COLLECTED DATA:

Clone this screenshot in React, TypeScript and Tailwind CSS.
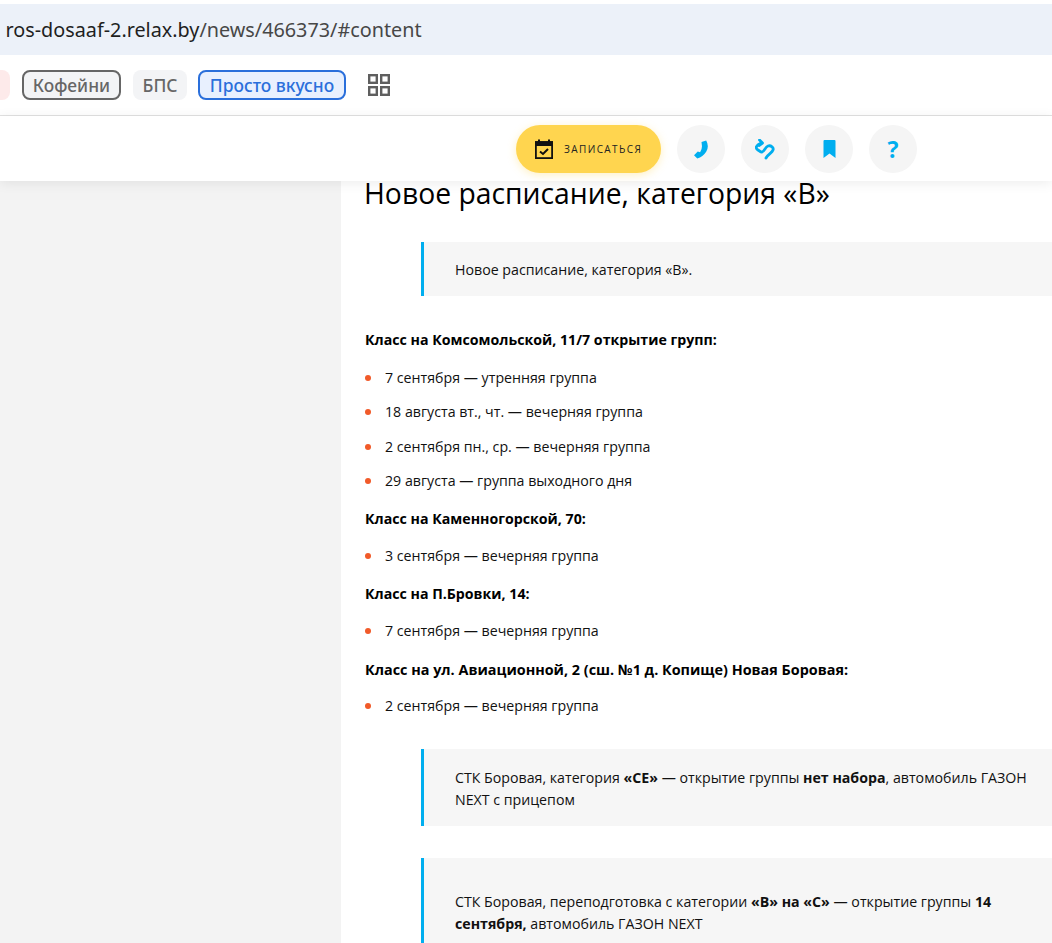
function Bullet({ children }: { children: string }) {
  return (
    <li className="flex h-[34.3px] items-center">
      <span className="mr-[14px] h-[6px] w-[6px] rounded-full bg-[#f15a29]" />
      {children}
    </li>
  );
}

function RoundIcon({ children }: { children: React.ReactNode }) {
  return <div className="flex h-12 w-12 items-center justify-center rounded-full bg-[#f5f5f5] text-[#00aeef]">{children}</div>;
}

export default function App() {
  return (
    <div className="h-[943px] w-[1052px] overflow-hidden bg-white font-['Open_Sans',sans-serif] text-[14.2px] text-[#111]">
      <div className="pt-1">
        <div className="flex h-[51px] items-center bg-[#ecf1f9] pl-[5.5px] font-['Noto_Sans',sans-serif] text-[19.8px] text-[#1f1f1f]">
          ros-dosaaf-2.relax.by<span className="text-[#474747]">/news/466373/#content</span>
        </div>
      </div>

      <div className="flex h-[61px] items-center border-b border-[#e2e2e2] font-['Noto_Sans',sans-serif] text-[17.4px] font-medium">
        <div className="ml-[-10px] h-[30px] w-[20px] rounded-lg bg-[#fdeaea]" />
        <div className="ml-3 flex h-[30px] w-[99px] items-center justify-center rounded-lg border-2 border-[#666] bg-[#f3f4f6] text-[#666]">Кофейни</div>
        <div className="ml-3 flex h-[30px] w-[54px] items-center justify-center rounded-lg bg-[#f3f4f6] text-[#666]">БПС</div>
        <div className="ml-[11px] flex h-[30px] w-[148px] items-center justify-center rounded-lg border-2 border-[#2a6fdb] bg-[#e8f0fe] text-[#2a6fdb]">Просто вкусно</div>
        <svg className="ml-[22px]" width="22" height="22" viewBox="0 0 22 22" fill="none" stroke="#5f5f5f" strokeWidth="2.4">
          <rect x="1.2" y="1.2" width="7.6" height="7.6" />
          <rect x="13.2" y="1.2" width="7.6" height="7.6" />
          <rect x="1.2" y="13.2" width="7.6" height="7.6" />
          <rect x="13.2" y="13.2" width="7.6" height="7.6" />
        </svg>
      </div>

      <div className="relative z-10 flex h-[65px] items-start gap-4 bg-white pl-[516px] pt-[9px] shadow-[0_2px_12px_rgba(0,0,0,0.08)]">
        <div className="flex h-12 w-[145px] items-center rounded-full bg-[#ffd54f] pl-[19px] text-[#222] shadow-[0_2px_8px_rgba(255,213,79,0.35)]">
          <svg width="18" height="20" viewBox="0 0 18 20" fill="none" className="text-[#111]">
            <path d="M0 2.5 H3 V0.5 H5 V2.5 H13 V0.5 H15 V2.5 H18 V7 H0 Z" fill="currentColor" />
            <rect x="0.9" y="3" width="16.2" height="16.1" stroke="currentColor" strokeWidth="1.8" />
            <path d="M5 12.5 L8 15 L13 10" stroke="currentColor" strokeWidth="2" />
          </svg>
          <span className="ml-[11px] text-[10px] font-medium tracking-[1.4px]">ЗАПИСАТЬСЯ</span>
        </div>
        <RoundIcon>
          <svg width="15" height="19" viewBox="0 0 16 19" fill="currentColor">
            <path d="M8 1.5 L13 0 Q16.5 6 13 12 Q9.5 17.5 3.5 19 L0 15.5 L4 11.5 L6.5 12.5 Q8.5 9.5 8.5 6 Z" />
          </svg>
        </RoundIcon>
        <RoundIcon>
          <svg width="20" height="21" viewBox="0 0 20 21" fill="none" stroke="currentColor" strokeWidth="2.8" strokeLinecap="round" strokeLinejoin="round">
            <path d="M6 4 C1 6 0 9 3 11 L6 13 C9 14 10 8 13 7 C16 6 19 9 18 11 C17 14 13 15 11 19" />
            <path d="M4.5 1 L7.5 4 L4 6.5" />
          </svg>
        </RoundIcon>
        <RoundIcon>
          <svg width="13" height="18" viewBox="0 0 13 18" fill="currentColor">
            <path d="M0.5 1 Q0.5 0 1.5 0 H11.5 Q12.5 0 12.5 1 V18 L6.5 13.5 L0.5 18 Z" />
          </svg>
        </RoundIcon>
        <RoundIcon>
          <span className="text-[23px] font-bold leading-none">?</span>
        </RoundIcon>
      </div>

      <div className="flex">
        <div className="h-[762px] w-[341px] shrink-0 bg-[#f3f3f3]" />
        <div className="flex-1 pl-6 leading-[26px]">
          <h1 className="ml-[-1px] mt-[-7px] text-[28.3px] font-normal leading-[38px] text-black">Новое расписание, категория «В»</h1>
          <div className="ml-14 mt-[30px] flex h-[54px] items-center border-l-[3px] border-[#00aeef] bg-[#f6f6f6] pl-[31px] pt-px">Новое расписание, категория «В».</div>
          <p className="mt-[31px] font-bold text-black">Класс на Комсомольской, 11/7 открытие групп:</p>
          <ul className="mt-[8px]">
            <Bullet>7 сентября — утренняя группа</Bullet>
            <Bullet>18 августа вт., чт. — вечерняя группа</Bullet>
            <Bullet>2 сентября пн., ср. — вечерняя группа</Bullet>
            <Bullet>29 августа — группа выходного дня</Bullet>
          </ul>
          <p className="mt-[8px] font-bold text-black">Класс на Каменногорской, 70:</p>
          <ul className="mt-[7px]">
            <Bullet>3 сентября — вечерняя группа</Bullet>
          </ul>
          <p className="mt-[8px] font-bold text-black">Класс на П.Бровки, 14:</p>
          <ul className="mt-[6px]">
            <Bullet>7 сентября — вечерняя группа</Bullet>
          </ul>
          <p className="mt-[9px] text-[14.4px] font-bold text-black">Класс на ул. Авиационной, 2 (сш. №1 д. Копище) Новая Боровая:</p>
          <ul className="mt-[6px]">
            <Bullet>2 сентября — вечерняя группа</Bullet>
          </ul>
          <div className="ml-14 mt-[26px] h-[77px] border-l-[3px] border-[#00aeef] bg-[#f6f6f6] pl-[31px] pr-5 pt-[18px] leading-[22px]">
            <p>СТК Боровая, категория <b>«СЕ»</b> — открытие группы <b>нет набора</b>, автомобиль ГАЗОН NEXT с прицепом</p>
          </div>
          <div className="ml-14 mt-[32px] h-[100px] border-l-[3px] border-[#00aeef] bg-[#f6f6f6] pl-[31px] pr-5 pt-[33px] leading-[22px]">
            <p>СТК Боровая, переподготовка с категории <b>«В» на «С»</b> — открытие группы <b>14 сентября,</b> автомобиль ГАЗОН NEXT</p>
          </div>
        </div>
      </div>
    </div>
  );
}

EXERCISE:
Repeat the listing verbatim. Skip the pictures.

RESPONSE TO THE EXERCISE:
Clone this screenshot in React, TypeScript and Tailwind CSS.
function Bullet({ children }: { children: string }) {
  return (
    <li className="flex h-[34.3px] items-center">
      <span className="mr-[14px] h-[6px] w-[6px] rounded-full bg-[#f15a29]" />
      {children}
    </li>
  );
}

function RoundIcon({ children }: { children: React.ReactNode }) {
  return <div className="flex h-12 w-12 items-center justify-center rounded-full bg-[#f5f5f5] text-[#00aeef]">{children}</div>;
}

export default function App() {
  return (
    <div className="h-[943px] w-[1052px] overflow-hidden bg-white font-['Open_Sans',sans-serif] text-[14.2px] text-[#111]">
      <div className="pt-1">
        <div className="flex h-[51px] items-center bg-[#ecf1f9] pl-[5.5px] font-['Noto_Sans',sans-serif] text-[19.8px] text-[#1f1f1f]">
          ros-dosaaf-2.relax.by<span className="text-[#474747]">/news/466373/#content</span>
        </div>
      </div>

      <div className="flex h-[61px] items-center border-b border-[#e2e2e2] font-['Noto_Sans',sans-serif] text-[17.4px] font-medium">
        <div className="ml-[-10px] h-[30px] w-[20px] rounded-lg bg-[#fdeaea]" />
        <div className="ml-3 flex h-[30px] w-[99px] items-center justify-center rounded-lg border-2 border-[#666] bg-[#f3f4f6] text-[#666]">Кофейни</div>
        <div className="ml-3 flex h-[30px] w-[54px] items-center justify-center rounded-lg bg-[#f3f4f6] text-[#666]">БПС</div>
        <div className="ml-[11px] flex h-[30px] w-[148px] items-center justify-center rounded-lg border-2 border-[#2a6fdb] bg-[#e8f0fe] text-[#2a6fdb]">Просто вкусно</div>
        <svg className="ml-[22px]" width="22" height="22" viewBox="0 0 22 22" fill="none" stroke="#5f5f5f" strokeWidth="2.4">
          <rect x="1.2" y="1.2" width="7.6" height="7.6" />
          <rect x="13.2" y="1.2" width="7.6" height="7.6" />
          <rect x="1.2" y="13.2" width="7.6" height="7.6" />
          <rect x="13.2" y="13.2" width="7.6" height="7.6" />
        </svg>
      </div>

      <div className="relative z-10 flex h-[65px] items-start gap-4 bg-white pl-[516px] pt-[9px] shadow-[0_2px_12px_rgba(0,0,0,0.08)]">
        <div className="flex h-12 w-[145px] items-center rounded-full bg-[#ffd54f] pl-[19px] text-[#222] shadow-[0_2px_8px_rgba(255,213,79,0.35)]">
          <svg width="18" height="20" viewBox="0 0 18 20" fill="none" className="text-[#111]">
            <path d="M0 2.5 H3 V0.5 H5 V2.5 H13 V0.5 H15 V2.5 H18 V7 H0 Z" fill="currentColor" />
            <rect x="0.9" y="3" width="16.2" height="16.1" stroke="currentColor" strokeWidth="1.8" />
            <path d="M5 12.5 L8 15 L13 10" stroke="currentColor" strokeWidth="2" />
          </svg>
          <span className="ml-[11px] text-[10px] font-medium tracking-[1.4px]">ЗАПИСАТЬСЯ</span>
        </div>
        <RoundIcon>
          <svg width="15" height="19" viewBox="0 0 16 19" fill="currentColor">
            <path d="M8 1.5 L13 0 Q16.5 6 13 12 Q9.5 17.5 3.5 19 L0 15.5 L4 11.5 L6.5 12.5 Q8.5 9.5 8.5 6 Z" />
          </svg>
        </RoundIcon>
        <RoundIcon>
          <svg width="20" height="21" viewBox="0 0 20 21" fill="none" stroke="currentColor" strokeWidth="2.8" strokeLinecap="round" strokeLinejoin="round">
            <path d="M6 4 C1 6 0 9 3 11 L6 13 C9 14 10 8 13 7 C16 6 19 9 18 11 C17 14 13 15 11 19" />
            <path d="M4.5 1 L7.5 4 L4 6.5" />
          </svg>
        </RoundIcon>
        <RoundIcon>
          <svg width="13" height="18" viewBox="0 0 13 18" fill="currentColor">
            <path d="M0.5 1 Q0.5 0 1.5 0 H11.5 Q12.5 0 12.5 1 V18 L6.5 13.5 L0.5 18 Z" />
          </svg>
        </RoundIcon>
        <RoundIcon>
          <span className="text-[23px] font-bold leading-none">?</span>
        </RoundIcon>
      </div>

      <div className="flex">
        <div className="h-[762px] w-[341px] shrink-0 bg-[#f3f3f3]" />
        <div className="flex-1 pl-6 leading-[26px]">
          <h1 className="ml-[-1px] mt-[-7px] text-[28.3px] font-normal leading-[38px] text-black">Новое расписание, категория «В»</h1>
          <div className="ml-14 mt-[30px] flex h-[54px] items-center border-l-[3px] border-[#00aeef] bg-[#f6f6f6] pl-[31px] pt-px">Новое расписание, категория «В».</div>
          <p className="mt-[31px] font-bold text-black">Класс на Комсомольской, 11/7 открытие групп:</p>
          <ul className="mt-[8px]">
            <Bullet>7 сентября — утренняя группа</Bullet>
            <Bullet>18 августа вт., чт. — вечерняя группа</Bullet>
            <Bullet>2 сентября пн., ср. — вечерняя группа</Bullet>
            <Bullet>29 августа — группа выходного дня</Bullet>
          </ul>
          <p className="mt-[8px] font-bold text-black">Класс на Каменногорской, 70:</p>
          <ul className="mt-[7px]">
            <Bullet>3 сентября — вечерняя группа</Bullet>
          </ul>
          <p className="mt-[8px] font-bold text-black">Класс на П.Бровки, 14:</p>
          <ul className="mt-[6px]">
            <Bullet>7 сентября — вечерняя группа</Bullet>
          </ul>
          <p className="mt-[9px] text-[14.4px] font-bold text-black">Класс на ул. Авиационной, 2 (сш. №1 д. Копище) Новая Боровая:</p>
          <ul className="mt-[6px]">
            <Bullet>2 сентября — вечерняя группа</Bullet>
          </ul>
          <div className="ml-14 mt-[26px] h-[77px] border-l-[3px] border-[#00aeef] bg-[#f6f6f6] pl-[31px] pr-5 pt-[18px] leading-[22px]">
            <p>СТК Боровая, категория <b>«СЕ»</b> — открытие группы <b>нет набора</b>, автомобиль ГАЗОН NEXT с прицепом</p>
          </div>
          <div className="ml-14 mt-[32px] h-[100px] border-l-[3px] border-[#00aeef] bg-[#f6f6f6] pl-[31px] pr-5 pt-[33px] leading-[22px]">
            <p>СТК Боровая, переподготовка с категории <b>«В» на «С»</b> — открытие группы <b>14 сентября,</b> автомобиль ГАЗОН NEXT</p>
          </div>
        </div>
      </div>
    </div>
  );
}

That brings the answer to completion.